Course Syllabus

Course Introduction Transcript

This course introduces you to more advanced aspects of language arts skills, including composition. You will learn skills for comprehending informational and argument texts, and you will study persuasive arguments in historical and contemporary texts. Analyzing the use of rhetorical techniques will help you evaluate how well authors address opposing viewpoints and counterclaims. In addition, you can practice what you have learned by writing an informational essay and an argument essay.
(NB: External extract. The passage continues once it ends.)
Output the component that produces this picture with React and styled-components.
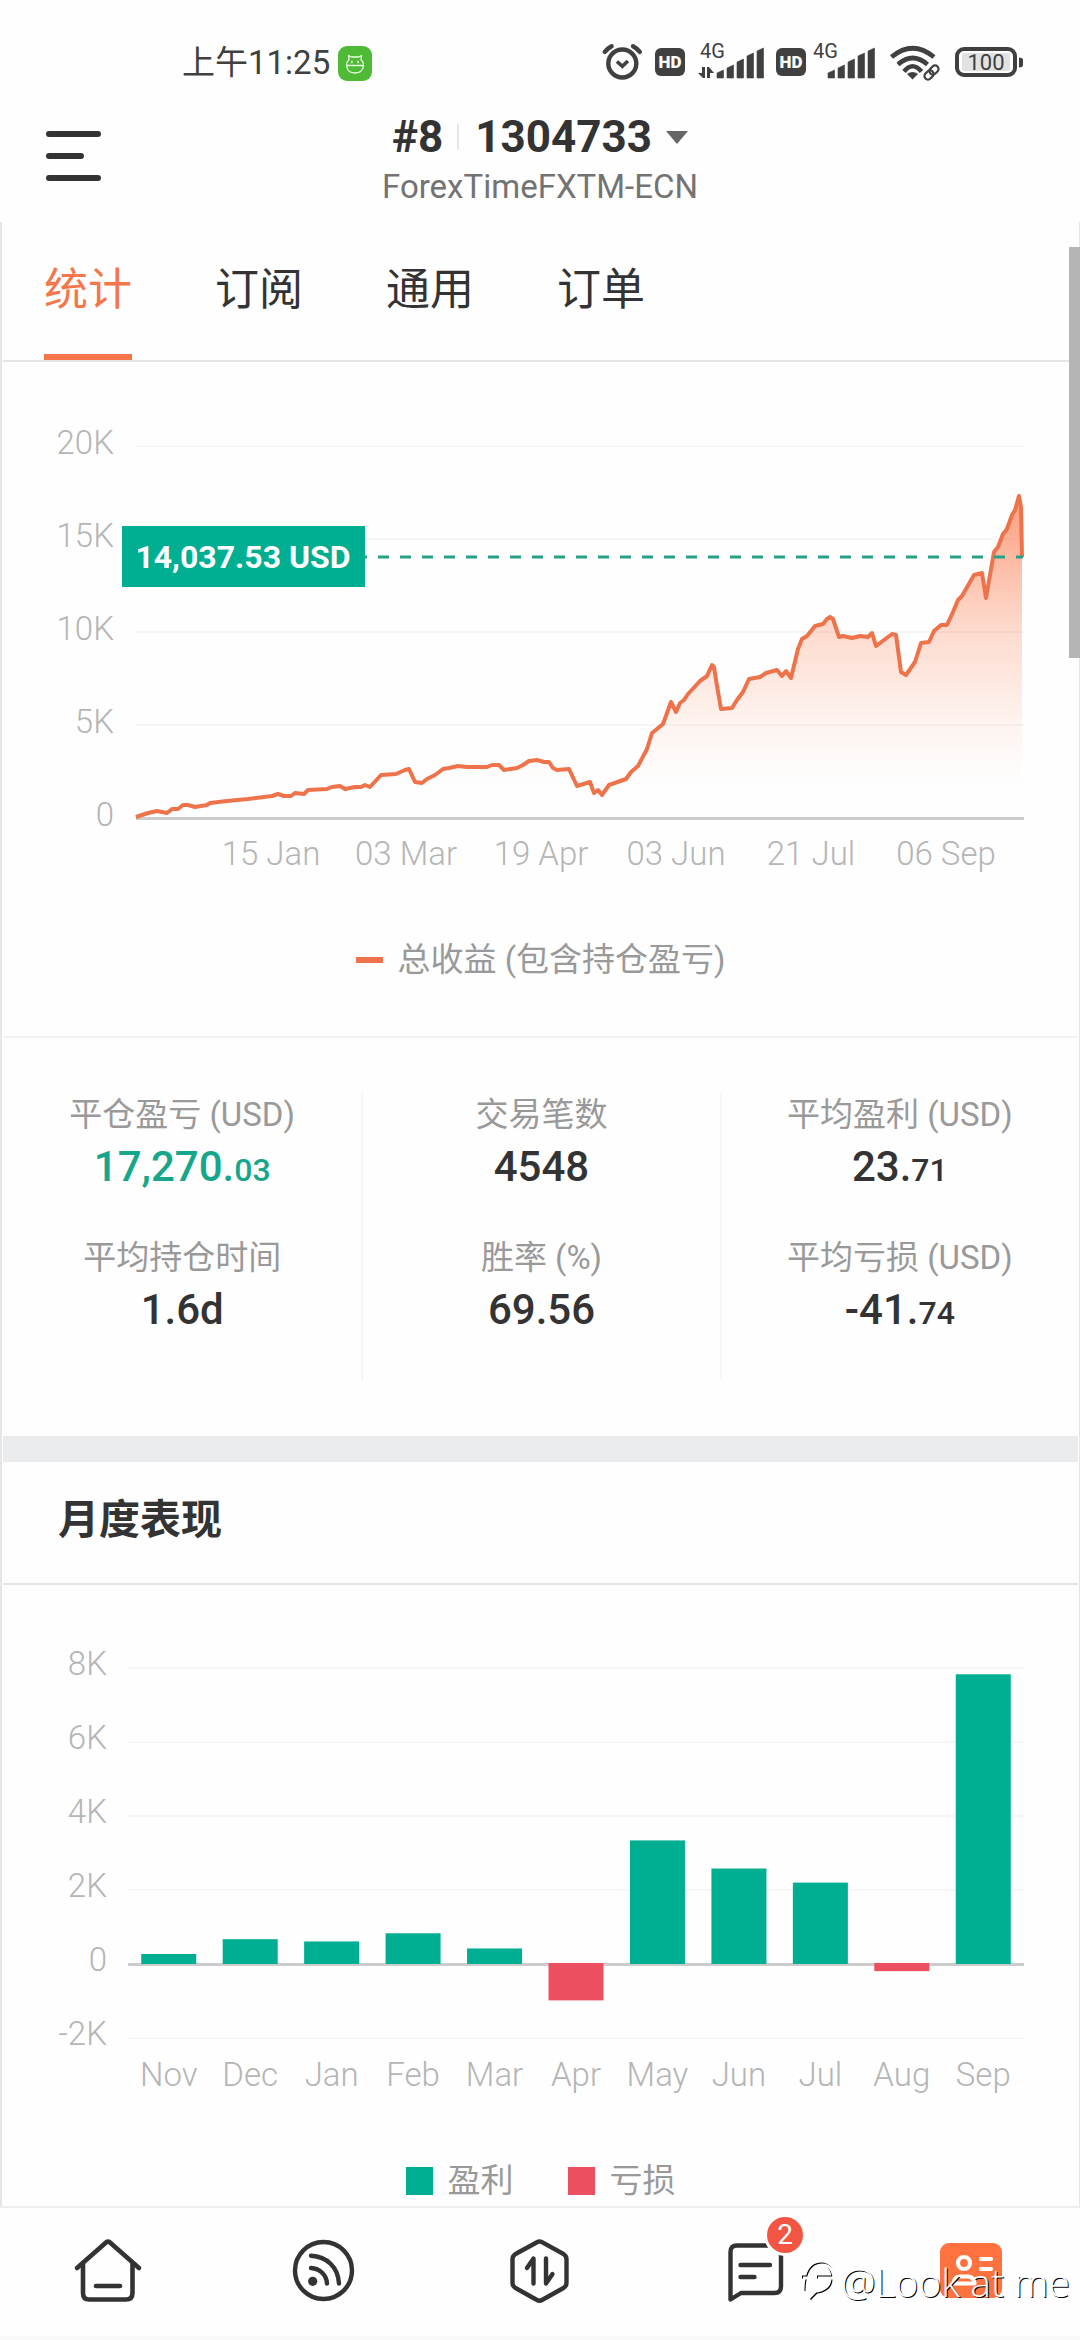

This course aims to help you build your communication skills and enhance your ability to critically evaluate ideas and arguments. The skills you will learn, such as researching and writing effectively, can lead to success in your academic and professional lives.

Major Concepts

  • central ideas
  • summarizing
  • explicit and implicit evidence
  • evidence and inferences
  • structural elements
  • organizational structure
  • author perspective and purpose
  • rhetorical techniques
  • arguments and claims
  • reasoning and evidence
  • figurative language and word connotation
  • seminal US documents
  • patterns of word change
  • reference sources
  • semicolons and colons
  • spelling
  • informational writing
  • argument writing

Projects

  • appropriate correspondence in the form of emails to a friend and your teacher
  • informational essay about a problem kids or teens face today, and possible solutions
  • argument essay about an issue affecting the world and your life today

Course Objectives:

  • Determine central ideas and supporting details in informational text.
  • Analyze development, organization, supporting evidence, word choices and meanings, ideas and claims, and viewpoints and purposes in informational text. 
  • Determine the meanings of academic and domain-specific words and phrases.
  • Compose informational and argument essays, selecting relevant and sufficient evidence and organizing content effectively. 
  • Evaluate claims, arguments, and reasoning in argument texts and determine relevancy and sufficiency of evidence. 
  • Analyze seminal US documents. 
  • Participate in collaborative discussions and presentations while effectively integrating and presenting information from multiple sources. 
  • Correctly use the conventions of English grammar, capitalization, punctuation, and spelling in different contexts to make effective choices for meaning or style.